Mackenzie, whose filmography is even more diverse than that of Ang Lee - he’s made a science-fiction film, a prison drama, a neo-Western and now a historical epic - is aided in this unique approach by his legendary director of photography, Barry Ackroyd. Ackroyd began his career as a frequent collaborator of Ken Loach, and then shot four films - including the latest Jason Bourne - for Paul Greengrass. His style - Ackroyd loves long lenses, which means that even in close-ups, the cast doesn’t have the distraction of having a camera shoved in their faces - is the single biggest reason that Greengrass, and now Katheryn Bigelow and Adam McKay, have developed one of their own.

There’s a grimy muddiness to Outlaw King.

This realism is vital to the muddy griminess of Outlaw King’s battle scenes. They’re slick; not with Hollywood gloss, but with blood and guts. In contrast, the character moments - including that grand coronation scene that we discussed earlier - are almost too stylistically lit. This is a heightened reality - it’s of our world, but it might as well be fantasy.

But like his film’s tone, Mackenzie’s politics are just as confusing. There are, of course, parallels to be drawn between the First War of Scottish Independence - Robert the Bruce led the country to freedom in the 1300s - and the Scottish Independence Referendum - the most recent of which happened in 2014 - and even Brexit. But is making a film that deifies such a radical nationalist a wise thing to do in this day and age? Who knows? But to his credit, Mackenzie mostly downplays this aspect of the story - Pine delivers only one rousing speech, and even that is more of a rallying cry than a politically motivated call to arms.

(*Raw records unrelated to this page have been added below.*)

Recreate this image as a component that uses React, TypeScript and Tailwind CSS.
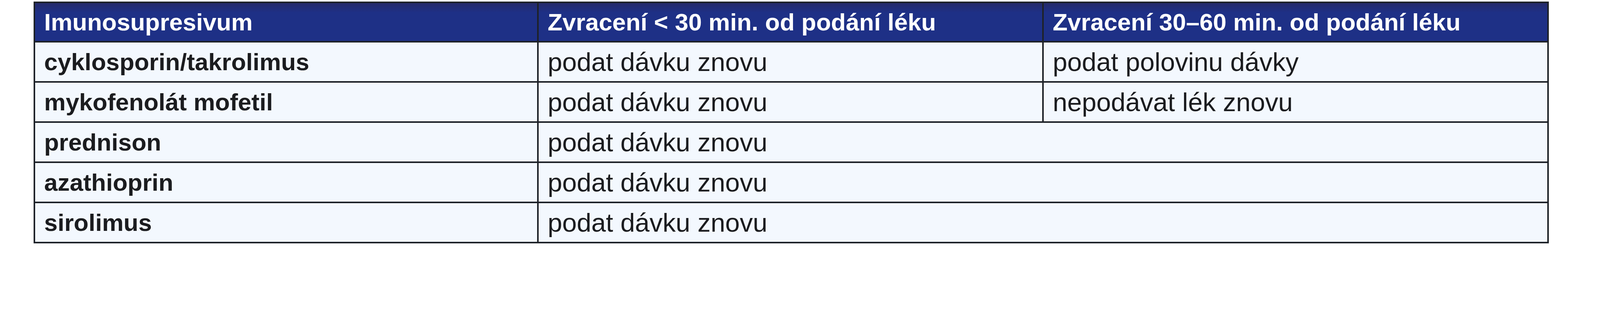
import React from "react";

// dosing after vomiting, per immunosuppressant
type Row = { drug: string; early: string; late?: string };

const ROWS: Row[] = [
  { drug: "cyklosporin/takrolimus", early: "podat dávku znovu", late: "podat polovinu dávky" },
  { drug: "mykofenolát mofetil", early: "podat dávku znovu", late: "nepodávat lék znovu" },
  { drug: "prednison", early: "podat dávku znovu" },
  { drug: "azathioprin", early: "podat dávku znovu" },
  { drug: "sirolimus", early: "podat dávku znovu" },
];

const cell = "flex items-center pl-[23px] leading-none";

export default function App() {
  return (
    <div className="min-h-screen bg-white pt-[4px] pl-[86px] font-['Liberation_Sans',Arial,sans-serif]">
      <div className="flex w-[3879px] flex-col border-[4px] border-[#1e2228] bg-[#f3f8fe]">
        <div className="grid h-[97px] grid-cols-[1285px_1293px_1293px] bg-linear-to-b from-[#242a6a] from-0% to-[#1e3086] to-25% text-[62px] font-bold text-white">
          <div className={cell}>Imunosupresivum</div>
          <div className={`${cell} border-l-[4px] border-[#1e2228]`}>Zvracení &lt; 30 min. od podání léku</div>
          <div className={`${cell} border-l-[4px] border-[#1e2228]`}>Zvracení 30–60 min. od podání léku</div>
        </div>
        {ROWS.map((r) => (
          <div
            key={r.drug}
            className="grid h-[103px] grid-cols-[1285px_1293px_1293px] border-t-[4px] border-[#1e2228] text-[#1b1c1f]"
          >
            <div className={`${cell} text-[62px] font-bold`}>{r.drug}</div>
            {r.late ? (
              <>
                <div className={`${cell} border-l-[4px] border-[#1e2228] text-[67px]`}>{r.early}</div>
                <div className={`${cell} border-l-[4px] border-[#1e2228] text-[67px]`}>{r.late}</div>
              </>
            ) : (
              <div className={`${cell} col-span-2 border-l-[4px] border-[#1e2228] text-[67px]`}>{r.early}</div>
            )}
          </div>
        ))}
      </div>
    </div>
  );
}
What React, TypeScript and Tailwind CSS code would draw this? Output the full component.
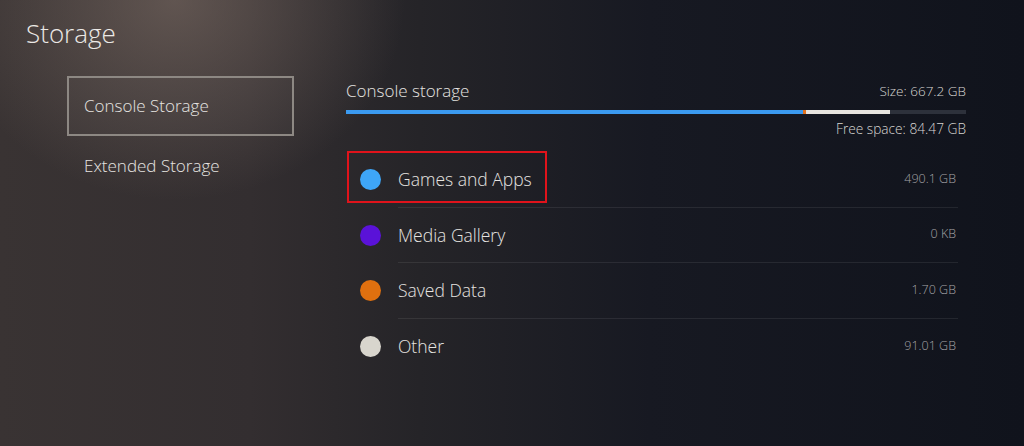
import React from "react";

const rows = [
  { label: "Games and Apps", value: "490.1 GB", color: "bg-[#3ea6f8]", highlight: true },
  { label: "Media Gallery", value: "0 KB", color: "bg-[#5a12d8]" },
  { label: "Saved Data", value: "1.70 GB", color: "bg-[#e0700f]" },
  { label: "Other", value: "91.01 GB", color: "bg-[#d8d5cd]" },
];

export default function App() {
  return (
    <div
      className="relative w-[1024px] h-[446px] overflow-hidden text-[#e6e4e1] bg-[radial-gradient(ellipse_230px_200px_at_175px_0px,rgba(140,122,112,0.5),rgba(140,122,112,0)),linear-gradient(90deg,#393333_0px,#332e30_250px,#252428_420px,#171922_650px,#10131c_1024px)]"
      style={{ fontFamily: '"Open Sans", "Noto Sans", sans-serif' }}
    >
      <div className="pl-[26px] pt-[18px] h-[48px] text-[26px] leading-[30px] font-light text-[#ebe9e6]">
        Storage
      </div>
      <div className="flex">
        <div className="ml-[67px] w-[227px] pt-[28px] flex flex-col">
          <div className="h-[60px] border-2 border-[#8d8883] flex items-center pl-[15px] text-[17px] font-light bg-[rgba(255,255,255,0.02)]">
            Console Storage
          </div>
          <div className="h-[60px] flex items-center pl-[17px] text-[17px] font-light">
            Extended Storage
          </div>
        </div>
        <div className="ml-[52px] w-[620px] pt-[31px] flex flex-col">
          <div className="flex justify-between items-center h-[24px]">
            <span className="text-[17px] font-light">Console storage</span>
            <span className="text-[13.5px] font-light text-[#d8d6d3]">Size: 667.2 GB</span>
          </div>
          <div className="mt-[7px] h-[4px] flex bg-[#2d313b]">
            <div className="w-[457px] bg-[#3b9af0]" />
            <div className="w-[3px] bg-[#e2711d]" />
            <div className="w-[84px] bg-[#e7e4df]" />
          </div>
          <div className="mt-[6px] h-[18px] flex justify-end items-center text-[13.7px] font-light text-[#d8d6d3]">
            Free space: 84.47 GB
          </div>
          <div className="mt-[14px] flex flex-col">
            {rows.map((r, i) => (
              <div key={r.label} className="relative h-[55.5px] flex items-center">
                <div className={`ml-[14px] w-[21px] h-[21px] rounded-full ${r.color}`} />
                <div
                  className={`ml-[17px] mr-[8px] flex-1 h-full flex items-center justify-between ${
                    i < rows.length - 1 ? "border-b border-[rgba(255,255,255,0.08)]" : ""
                  }`}
                >
                  <span className="text-[17.5px] font-light">{r.label}</span>
                  <span className="mr-[2px] text-[12.5px] font-light text-[#a4a3a6]">{r.value}</span>
                </div>
                {r.highlight && (
                  <div className="absolute left-[1px] top-[-1px] w-[200px] h-[52px] border-2 border-[#e0131b]" />
                )}
              </div>
            ))}
          </div>
        </div>
      </div>
    </div>
  );
}
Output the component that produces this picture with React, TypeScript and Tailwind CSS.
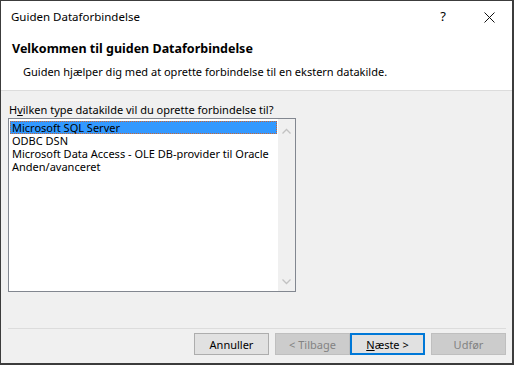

Chris Pine as Robert the Bruce in Outlaw King.

Speaking of Pine, he’s reliably strong in the central role, overshadowing most other cast members, despite the script forcing him to rely heavily on smouldering looks and sparse dialogue delivered in an iffy accent. He’s an unusual choice for the role - a more traditional one would have been Gerard Butler, what with him being Scottish and all, and having had experience playing militaristic monarchs - but Outlaw King is an unusual film.

One thing’s for sure, though, and that is Florence Pugh’s future as a movie star. Unless something terrible happens - an invasion, a war, perhaps distraction - she will be the next big thing. The screenplay does her no favours either - her character, Elizabeth de Burgh, spends most of the movie singing, or incarcerated - but she’s just as magnificent here as she was in her breakout film, Lady Macbeth.

There is so much to admire in Outlaw King - in many ways it is the antithesis of traditional historical epics, much like what Michael Mann’s Public Enemies was to gangster dramas. But you can’t help but feel that it could have been so much more - allegorically, thematically, and emotionally.